■ Direction ■
Repeat exactly the lines running from the first line of the data to the line containing "그룹은 인스턴스에 대한", both ends included, and nothing else; drop the pictures.

■ Material ■
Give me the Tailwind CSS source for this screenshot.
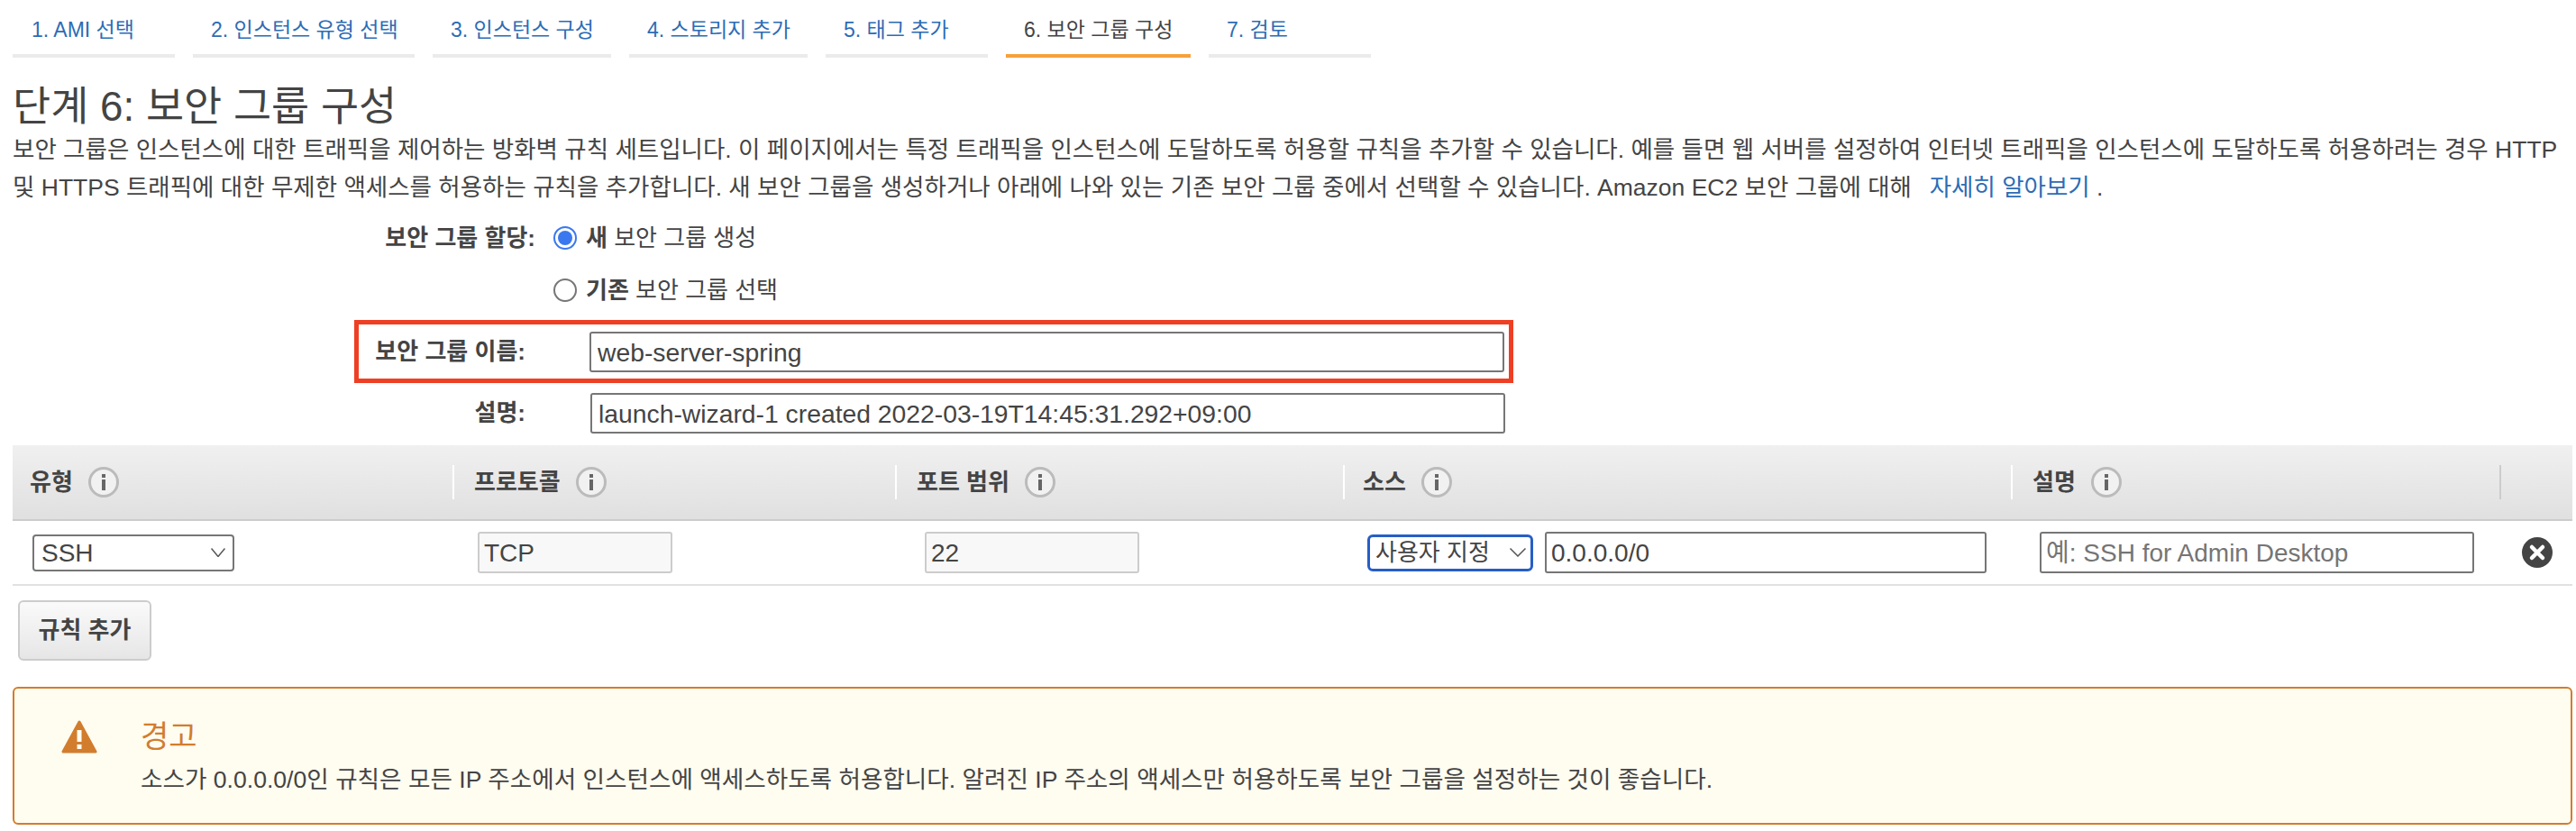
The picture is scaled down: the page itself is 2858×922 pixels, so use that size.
<!DOCTYPE html>
<html lang="ko">
<head>
  <meta charset="UTF-8" />
  <title>단계 6: 보안 그룹 구성</title>
  <script src="https://cdn.jsdelivr.net/npm/@tailwindcss/browser@4"></script>
</head>
<body class="bg-white text-[#444] text-[26px] leading-[41px] font-['Liberation_Sans','Noto_Sans_CJK_KR',sans-serif] overflow-hidden">
<div class="w-[2858px] h-[922px] pl-[14px] pr-[4px]">

  <!-- wizard tabs -->
  <nav class="flex gap-[20px] h-[64px] text-[23px] leading-[30px] text-[#2d6cb5]">
    <a class="w-[180px] pt-[18px] pl-[21px] border-b-4 border-[#ebebeb]">1. AMI 선택</a>
    <a class="w-[246px] pt-[18px] pl-[20px] border-b-4 border-[#ebebeb]">2. 인스턴스 유형 선택</a>
    <a class="w-[198px] pt-[18px] pl-[20px] border-b-4 border-[#ebebeb]">3. 인스턴스 구성</a>
    <a class="w-[198px] pt-[18px] pl-[20px] border-b-4 border-[#ebebeb]">4. 스토리지 추가</a>
    <a class="w-[180px] pt-[18px] pl-[20px] border-b-4 border-[#ebebeb]">5. 태그 추가</a>
    <a class="w-[205px] pt-[18px] pl-[20px] border-b-4 border-[#f7a13c] text-[#444]">6. 보안 그룹 구성</a>
    <a class="w-[180px] pt-[18px] pl-[20px] border-b-4 border-[#ebebeb]">7. 검토</a>
  </nav>

  <h1 class="mt-[28px] mb-[-1px] text-[45.8px] leading-[54px] font-normal">단계 6: 보안 그룹 구성</h1>
  <p class="text-[26.5px] leading-[42px]">보안 그룹은 인스턴스에 대한 트래픽을 제어하는 방화벽 규칙 세트입니다. 이 페이지에서는 특정 트래픽을 인스턴스에 도달하도록 허용할 규칙을 추가할 수 있습니다. 예를 들면 웹 서버를 설정하여 인터넷 트래픽을 인스턴스에 도달하도록 허용하려는 경우 HTTP<br />및 HTTPS 트래픽에 대한 무제한 액세스를 허용하는 규칙을 추가합니다. 새 보안 그룹을 생성하거나 아래에 나와 있는 기존 보안 그룹 중에서 선택할 수 있습니다. Amazon EC2 보안 그룹에 대해 &nbsp;<a class="ml-[5px] text-[#2d6cb5]">자세히 알아보기</a> .</p>

  <!-- security group form -->
  <div class="mt-[15px] flex items-center h-[40px]">
    <label class="w-[580px] text-right font-bold">보안 그룹 할당:</label>
    <span class="ml-[20px] w-[26px] h-[26px] rounded-full border-2 border-[#3b78f0] flex items-center justify-center">
      <span class="w-[16px] h-[16px] rounded-full bg-[#3b78f0]"></span>
    </span>
    <span class="ml-[10px]"><b>새</b> 보안 그룹 생성</span>
  </div>
  <div class="mt-[18px] flex items-center h-[40px]">
    <span class="ml-[600px] w-[26px] h-[26px] rounded-full border-2 border-[#767676] bg-white"></span>
    <span class="ml-[10px]"><b>기존</b> 보안 그룹 선택</span>
  </div>

  <div class="mt-[13px] ml-[379px] w-[1286px] h-[70px] border-[5px] border-[#ee3f24] flex items-center">
    <label class="w-[185px] text-right font-bold shrink-0">보안 그룹 이름:</label>
    <input class="ml-[71px] w-[1015px] h-[45px] border-2 border-[#767676] rounded-[3px] px-[7px] pt-[3px] text-[28.3px] text-[#444] outline-none" value="web-server-spring" />
  </div>
  <div class="mt-[11px] flex items-center">
    <label class="w-[569px] text-right font-bold shrink-0">설명:</label>
    <input class="ml-[72px] w-[1015px] h-[45px] border-2 border-[#767676] rounded-[3px] px-[7px] pt-[2px] text-[28.3px] text-[#444] outline-none" value="launch-wizard-1 created 2022-03-19T14:45:31.292+09:00" />
  </div>

  <!-- rules table -->
  <div class="mt-[13px] w-[2840px] h-[84px] flex items-center border-b-2 border-[#ccc] bg-gradient-to-b from-[#f0f0f0] to-[#e0e0e0] font-bold">
    <div class="w-[490px] h-[38px] flex items-center pl-[19px] border-r-2 border-[#fff]">유형<i class="ml-[17px] w-[34px] h-[34px] flex items-center justify-center"><svg width="34" height="34" viewBox="0 0 34 34"><circle cx="17" cy="17" r="15.5" fill="#f1f1f1" stroke="#bbb" stroke-width="3"/><rect x="15" y="14" width="4" height="12" fill="#666"/><rect x="15" y="8" width="4" height="4" fill="#666"/></svg></i></div>
    <div class="w-[491px] h-[38px] flex items-center pl-[22px] border-r-2 border-[#fff]">프로토콜<i class="ml-[17px] w-[34px] h-[34px] flex items-center justify-center"><svg width="34" height="34" viewBox="0 0 34 34"><circle cx="17" cy="17" r="15.5" fill="#f1f1f1" stroke="#bbb" stroke-width="3"/><rect x="15" y="14" width="4" height="12" fill="#666"/><rect x="15" y="8" width="4" height="4" fill="#666"/></svg></i></div>
    <div class="w-[497px] h-[38px] flex items-center pl-[22px] border-r-2 border-[#fff]">포트 범위<i class="ml-[17px] w-[34px] h-[34px] flex items-center justify-center"><svg width="34" height="34" viewBox="0 0 34 34"><circle cx="17" cy="17" r="15.5" fill="#f1f1f1" stroke="#bbb" stroke-width="3"/><rect x="15" y="14" width="4" height="12" fill="#666"/><rect x="15" y="8" width="4" height="4" fill="#666"/></svg></i></div>
    <div class="w-[741px] h-[38px] flex items-center pl-[20px] border-r-2 border-[#fff]">소스<i class="ml-[17px] w-[34px] h-[34px] flex items-center justify-center"><svg width="34" height="34" viewBox="0 0 34 34"><circle cx="17" cy="17" r="15.5" fill="#f1f1f1" stroke="#bbb" stroke-width="3"/><rect x="15" y="14" width="4" height="12" fill="#666"/><rect x="15" y="8" width="4" height="4" fill="#666"/></svg></i></div>
    <div class="w-[542px] h-[38px] flex items-center pl-[22px] border-r-2 border-[#ccc]">설명<i class="ml-[17px] w-[34px] h-[34px] flex items-center justify-center"><svg width="34" height="34" viewBox="0 0 34 34"><circle cx="17" cy="17" r="15.5" fill="#f1f1f1" stroke="#bbb" stroke-width="3"/><rect x="15" y="14" width="4" height="12" fill="#666"/><rect x="15" y="8" width="4" height="4" fill="#666"/></svg></i></div>
  </div>
  <div class="w-[2840px] h-[72px] flex items-center border-b-2 border-[#e1e1e1]">
    <div class="ml-[22px] w-[224px] h-[41px] flex items-center justify-between border-2 border-[#767676] rounded-[4px] pl-[8px] pr-[8px] text-[28px]">SSH<svg width="16" height="10" viewBox="0 0 16 10"><path d="M0.5 0.5l7.5 9 7.5-9" fill="none" stroke="#555" stroke-width="1.5"/></svg></div>
    <input class="ml-[270px] w-[216px] h-[46px] border-2 border-[#ccc] bg-[#f8f8f8] rounded-[3px] px-[5px] pt-[2px] text-[28px] text-[#444] outline-none" value="TCP" readonly />
    <input class="ml-[280px] w-[238px] h-[46px] border-2 border-[#ccc] bg-[#f8f8f8] rounded-[3px] px-[5px] pt-[2px] text-[28px] text-[#444] outline-none" value="22" readonly />
    <div class="ml-[253px] w-[184px] h-[41px] flex items-center justify-between border-[3px] border-[#265ec6] rounded-[6px] pl-[6px] pr-[5px]">사용자 지정<svg width="18" height="10" viewBox="0 0 18 10"><path d="M0.5 0.5l8.5 8.5 8.5-8.5" fill="none" stroke="#555" stroke-width="1.5"/></svg></div>
    <input class="ml-[13px] w-[490px] h-[46px] border-2 border-[#767676] rounded-[3px] px-[5px] pt-[2px] text-[28px] text-[#444] outline-none" value="0.0.0.0/0" />
    <input class="ml-[59px] w-[482px] h-[46px] border-2 border-[#767676] rounded-[3px] px-[5px] pt-[2px] text-[28px] text-[#444] outline-none placeholder:text-[#757575]" placeholder="예: SSH for Admin Desktop" />
    <svg class="ml-[52px]" width="36" height="36" viewBox="0 0 36 36"><circle cx="18" cy="18" r="17" fill="#444"/><path d="M12 12l12 12M24 12l-12 12" stroke="#fff" stroke-width="4.5" stroke-linecap="round"/></svg>
  </div>

  <button class="mt-[16px] ml-[6px] w-[148px] h-[67px] block border-2 border-[#ccc] rounded-[6px] bg-gradient-to-b from-[#fafafa] to-[#e6e6e6] font-bold">규칙 추가</button>

  <!-- warning -->
  <div class="mt-[29px] w-[2840px] h-[153px] border-2 border-[#d27d2d] rounded-[6px] bg-[#fffcf0] flex">
    <svg class="ml-[52px] mt-[35px] shrink-0" width="40" height="37" viewBox="0 0 40 37"><path d="M20 2L38 35H2z" fill="#d27d2d" stroke="#d27d2d" stroke-linejoin="round" stroke-width="3"/><rect x="17.5" y="11" width="5" height="13" fill="#fffcf0"/><rect x="17.5" y="27" width="5" height="5" fill="#fffcf0"/></svg>
    <div class="ml-[48px] pt-[28px]">
      <div class="text-[34px] leading-[50px] text-[#d27d2d]">경고</div>
      <div class="mt-[3px] text-[26.6px]">소스가 0.0.0.0/0인 규칙은 모든 IP 주소에서 인스턴스에 액세스하도록 허용합니다. 알려진 IP 주소의 액세스만 허용하도록 보안 그룹을 설정하는 것이 좋습니다.</div>
    </div>
  </div>

</div>
</body>
</html>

■ Task response ■
Give me the Tailwind CSS source for this screenshot.
The picture is scaled down: the page itself is 2858×922 pixels, so use that size.
<!DOCTYPE html>
<html lang="ko">
<head>
  <meta charset="UTF-8" />
  <title>단계 6: 보안 그룹 구성</title>
  <script src="https://cdn.jsdelivr.net/npm/@tailwindcss/browser@4"></script>
</head>
<body class="bg-white text-[#444] text-[26px] leading-[41px] font-['Liberation_Sans','Noto_Sans_CJK_KR',sans-serif] overflow-hidden">
<div class="w-[2858px] h-[922px] pl-[14px] pr-[4px]">

  <!-- wizard tabs -->
  <nav class="flex gap-[20px] h-[64px] text-[23px] leading-[30px] text-[#2d6cb5]">
    <a class="w-[180px] pt-[18px] pl-[21px] border-b-4 border-[#ebebeb]">1. AMI 선택</a>
    <a class="w-[246px] pt-[18px] pl-[20px] border-b-4 border-[#ebebeb]">2. 인스턴스 유형 선택</a>
    <a class="w-[198px] pt-[18px] pl-[20px] border-b-4 border-[#ebebeb]">3. 인스턴스 구성</a>
    <a class="w-[198px] pt-[18px] pl-[20px] border-b-4 border-[#ebebeb]">4. 스토리지 추가</a>
    <a class="w-[180px] pt-[18px] pl-[20px] border-b-4 border-[#ebebeb]">5. 태그 추가</a>
    <a class="w-[205px] pt-[18px] pl-[20px] border-b-4 border-[#f7a13c] text-[#444]">6. 보안 그룹 구성</a>
    <a class="w-[180px] pt-[18px] pl-[20px] border-b-4 border-[#ebebeb]">7. 검토</a>
  </nav>

  <h1 class="mt-[28px] mb-[-1px] text-[45.8px] leading-[54px] font-normal">단계 6: 보안 그룹 구성</h1>
  <p class="text-[26.5px] leading-[42px]">보안 그룹은 인스턴스에 대한 트래픽을 제어하는 방화벽 규칙 세트입니다. 이 페이지에서는 특정 트래픽을 인스턴스에 도달하도록 허용할 규칙을 추가할 수 있습니다. 예를 들면 웹 서버를 설정하여 인터넷 트래픽을 인스턴스에 도달하도록 허용하려는 경우 HTTP<br />및 HTTPS 트래픽에 대한 무제한 액세스를 허용하는 규칙을 추가합니다. 새 보안 그룹을 생성하거나 아래에 나와 있는 기존 보안 그룹 중에서 선택할 수 있습니다. Amazon EC2 보안 그룹에 대해 &nbsp;<a class="ml-[5px] text-[#2d6cb5]">자세히 알아보기</a> .</p>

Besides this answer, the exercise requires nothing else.